«Mamá, en una batalla entre un tiranosaurio y un estegosaurio, ¿quién gana?» Mi hijo Juan tiene definido su futuro profesional desde su más tierna infancia. Antes de aprender a decir palabras sencillas, ya era capaz de articular «paleontólogo», término aprendido en nuestras ineludibles visitas veraniegas al MUJA, el Museo del Jurásico Asturiano.
Nuestras conversaciones con Juan suelen versar sobre disquisiciones de este cariz, disyuntivas que nos ponen en el compromiso de contestar a voleo e inventar, de demostrar nuestra ignorancia, de aprender de dinosaurios más de lo que habríamos soñado, pero sobre todo, de darle un sentido trascendente a todo esto.

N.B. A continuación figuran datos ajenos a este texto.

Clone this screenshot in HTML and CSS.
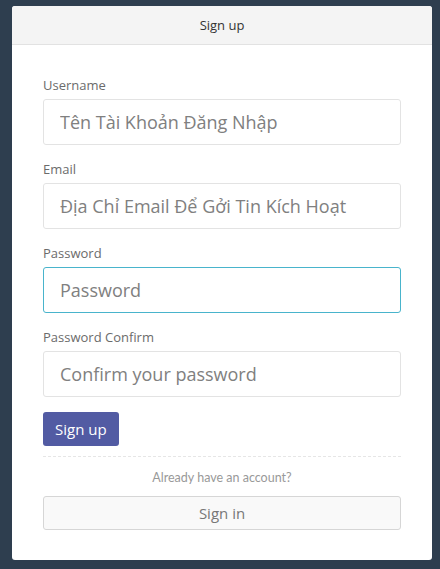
FILE: index.html
```html
<!DOCTYPE html>
<html lang="vi">
<head>
<meta charset="utf-8">
<title>Sign up</title>
<link rel="stylesheet" href="styles.css">
</head>
<body>
<div class="card">
  <div class="card-header">Sign up</div>
  <form class="card-body">
    <div class="field">
      <label class="label" for="u">Username</label>
      <input class="input" id="u" type="text" placeholder="Tên Tài Khoản Đăng Nhập">
    </div>
    <div class="field">
      <label class="label" for="e">Email</label>
      <input class="input" id="e" type="text" placeholder="Địa Chỉ Email Để Gởi Tin Kích Hoạt">
    </div>
    <div class="field">
      <label class="label" for="p">Password</label>
      <input class="input" id="p" type="password" placeholder="Password" autofocus>
    </div>
    <div class="field">
      <label class="label" for="c">Password Confirm</label>
      <input class="input" id="c" type="password" placeholder="Confirm your password">
    </div>
    <button class="btn-primary" type="button">Sign up</button>
    <div class="divider"></div>
    <p class="note">Already have an account?</p>
    <button class="btn-default" type="button">Sign in</button>
  </form>
</div>
</body>
</html>
```
FILE: styles.css
```css
html, body {
  margin: 0;
  height: 100%;
}
body {
  background: #2e3e4f;
  padding: 6px 8px 0 12px;
  box-sizing: border-box;
  font-family: "Open Sans", "Noto Sans", sans-serif;
}
.card {
  width: 420px;
  background: #fff;
  border-radius: 3px;
  overflow: hidden;
}
.card-header {
  height: 38px;
  line-height: 38px;
  background: #f4f4f4;
  border-bottom: 1px solid #e2e2e2;
  text-align: center;
  font-size: 13px;
  color: #333;
}
.card-body {
  margin: 0;
  padding: 31px 31px 30px;
  display: flex;
  flex-direction: column;
}
.field {
  display: flex;
  flex-direction: column;
  margin-bottom: 15px;
}
.label {
  font-size: 13px;
  line-height: 18px;
  color: #6b6b6b;
  font-weight: 500;
  margin-bottom: 5px;
}
.input {
  box-sizing: border-box;
  height: 46px;
  width: 100%;
  border: 1px solid #e3e3e3;
  border-radius: 3px;
  padding: 0 16px;
  font-family: "Open Sans", "Noto Sans", sans-serif;
  font-size: 18px;
  color: #666;
  background: #fff;
}
.input::placeholder {
  color: #808080;
}
.input:focus {
  outline: none;
  border-color: #49b4cc;
}
.btn-primary {
  align-self: flex-start;
  height: 34px;
  padding: 0 12px;
  border: none;
  border-radius: 3px;
  background: #525ba3;
  color: #fff;
  font-family: "Open Sans", "Noto Sans", sans-serif;
  font-size: 15px;
}
.divider {
  border-top: 1px dashed #e6e6e6;
  margin-top: 10px;
}
.note {
  margin: 13px 0 10px;
  text-align: center;
  font-family: Lato, sans-serif;
  font-size: 12.5px;
  line-height: 16px;
  color: #999;
}
.btn-default {
  height: 34px;
  width: 100%;
  border: 1px solid #d6d6d6;
  border-radius: 3px;
  background: #f9f9f9;
  color: #777;
  font-family: "Open Sans", "Noto Sans", sans-serif;
  font-size: 15px;
}
```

«Pues, la verdad, Juan, es que no lo sé, porque el tiranosaurio es un carnívoro con mandíbulas muy potentes pero el estegosaurio tiene unas placas protectoras que parecen una coraza». Comprobada mi ignorancia sobre dinosaurios, Juan no suele quedar satisfecho. Mis argumentos no le llevan hasta una conclusión cierta, y él necesita saber, en las siguientes milésimas de segundo, si abate al muñequito estegosaurio que lleva en la mano o hace lo propio con el tiranosaurio de sanguinario rugido. Entonces llega la pregunta del millón: «¿Pero qué crees?»
Lo que Juan me pide es que me pronuncie sobre la base de un exiguo conocimiento que se limita a un par de argumentos inconexos. Ya distingue entre lo que sé y lo que creo, puesto que ha descubierto que no lo sé y que solo le puedo ofrecer un opinión, nunca una certeza. Sin embargo, demanda mi opinión.
Entonces realmente no consigo dilucidar qué debo hacer. Si le digo lo que creo como si lo supiera, lo almacenará para siempre como un saber, cuando no lo es. Si no le digo nada, sentirá que no avanza en ese camino al conocimiento que ellos solos inician gracias a su asombrosa curiosidad.
Trato de explicarle que cuando uno no sabe la respuesta, tiene que seguir investigando, y que hasta que no estemos seguros, lo que «pensemos» puede ser incorrecto. Y cuando le doy la vuelta al problema de las curiosidades sobre dinosaurios y le pregunto a él qué cree, se da cuenta de que aún no lo sabe y se anima a argumentar con sorprendente aplomo sobre la base de lo que sí sabe.
El resultado final es que es maravilloso ver cómo se van formando esas mentes prodigiosas en las que todo es posible.